Wednesday, December 12, 2012

Me Go Camp

Halloween:  Susan, Trent and Tim Hawkins
When my two oldest children were young we lived in a housing addition where kids could run to their heart's content.  There were many kids their age, most had stay-at-home moms and the world was much safer place to play. 

Across the street lived Timmy Hawkins, one of the gang of many neighborhood kids.  In those days, Tim was termed retarded.  As terminology changed, Tim was disabled or challenged.  Through all the name descriptions, Tim didn't change.  He wrestled, he ran, he played and he laughed.

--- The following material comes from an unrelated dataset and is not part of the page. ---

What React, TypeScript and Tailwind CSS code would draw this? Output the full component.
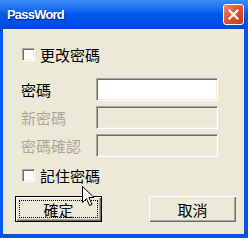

Tim was closer to my age than that of the kids he played with and physically the biggest kid on the block.  It was a delight to see the kids rolling down hills and Tim in their middle absolutely flattening anyone in his way.  The result was kids yelling, laughing and flailing.

Our basement had a few small windows that looked out towards the street.  They were shielded from the street by evergreen bushes.  As I was working in our basement family room, I would often feel watched only to look up and see Tim relaxing under the bushes watching me do whatever I was doing.  Catching my eye, he would wave and shout a greeting.  Disconcerted at first, it became the normal as time went on because Tim was all innocence.

In his innocence he would pick up the best of any swear word he chanced to overhear.  He would string everyone of them together in the most interesting description of someone he was upset with.  In a world where kids weren't allowed to swear, Tim was the delight of the neighborhood boys - an alter extension of what they secretly envied.

We all found it wasn't good to tell Tim he was going to be doing something fun too far in advance.  And this is where the term, "Me go camp!" came from.  In case you hadn't heard his good fortune, he would repeat the good news often and with gusto.  To this day, when our family hears someone repeat a story more than once someone will casually drop, "Me go camp!" 

The neighborhood kids grew up and Tim didn't.  They moved away and got families of their own.  Tim didn't.  He was blessed with a family who cared for and loved him.  He was blessed with many friends.  In his forever innocence, he kept what his neighbors, friends and family could not:  the fountain of youth.

Tim died this week and the world will be a little less sweet.  "Me go camp!" one last time.


  1. Oh my goodness. That is just lovely.

  2. This was such a delightful and touching story, thank you for sharing it with us! This brief story made me both laugh and cry.

  3. Thanks Christal. At calling hours last night we all had so many stories and like you, we laughed and cried.